US Republican presidential candidate Donald Trump speaks during his rally at the Charleston Civic Center on May 5, 2016 in Charleston, West Virginia. (AFP photo)

Donald Trump, the US Republican Party’s presumptive presidential nominee, has dismissed unity of the party as a prerequisite for winning the White House.

“I think it would be better if it were unified,” Trump said in an interview with NBC News on Sunday. “And I think there would be something good about it. But I don’t think it actually has to be.”

Trump made the remarks after several Republican politicians, including Paul Ryan, John McCain, Lindsey Graham, Mitt Romney, Jeb Bush, George W. Bush, and George H. W. Bush, refused to endorse his candidacy.

The billionaire businessman, who has never held elected public office, has called the Republican Party a “rigged” party, and accused senior GOP politicians of plotting against him.

“The bosses are trying to run it. It’s a rigged party. The bosses want to pick whoever they want to pick. The voters wouldn’t stand for it,” Trump told CNN last week.

However, after winning in Indiana last week, Trump promised to unite both the Republican Party and the country.

“This country, which is divided in so many ways, is going to become one beautiful, loving country,” he said.

In a series of interviews on Sunday, Trump said he was surprised last week when US House Speaker Ryan declined to offer support.
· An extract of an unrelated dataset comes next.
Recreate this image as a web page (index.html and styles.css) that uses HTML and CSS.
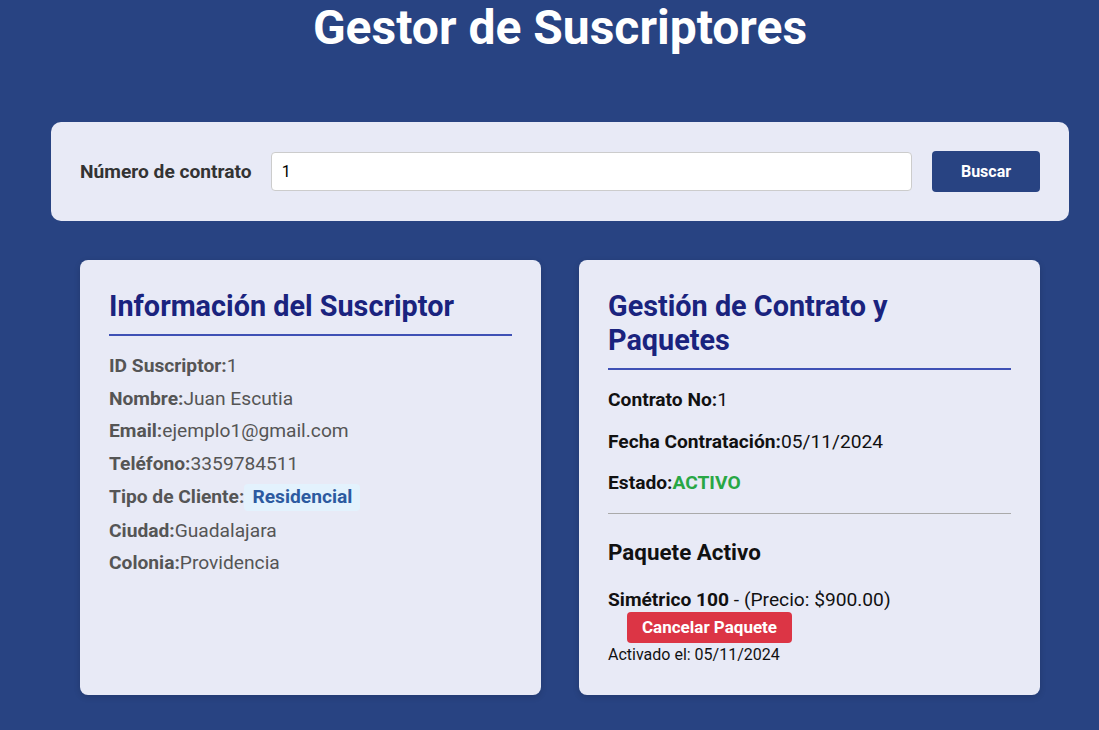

The businessman told NBC News that after his victory in the New York primary two weeks earlier, Ryan called to congratulate him.

“Then all of a sudden he gets on and he does this number,” he said. “So I’m not exactly sure what he has in mind.”

On Thursday, Ryan told CNN he is "just not ready" to endorse the presumptive Republican nominee, hours after US Senate Majority Leader Mitch McConnell said he is committed to supporting Trump's presidential bid and called on fellow Republicans to do the same.

After Trump's commanding victory in Indiana's primary last week, his remaining challengers, Ted Cruz and John Kasich, both suspended their presidential bids, leaving the businessman tycoon on an uncontested path to the nomination.

Trump's campaign has been marred by his defamatory remarks against minorities in the US. His comments include calling for a total ban on Muslims from coming to America and forced deportation of Mexican migrants.

The race for Republican nomination saw countless instances of scandals, mudslinging and onstage vulgarity, where rivals time and again seized opportunities to blacken their opponents and push them down the gutter.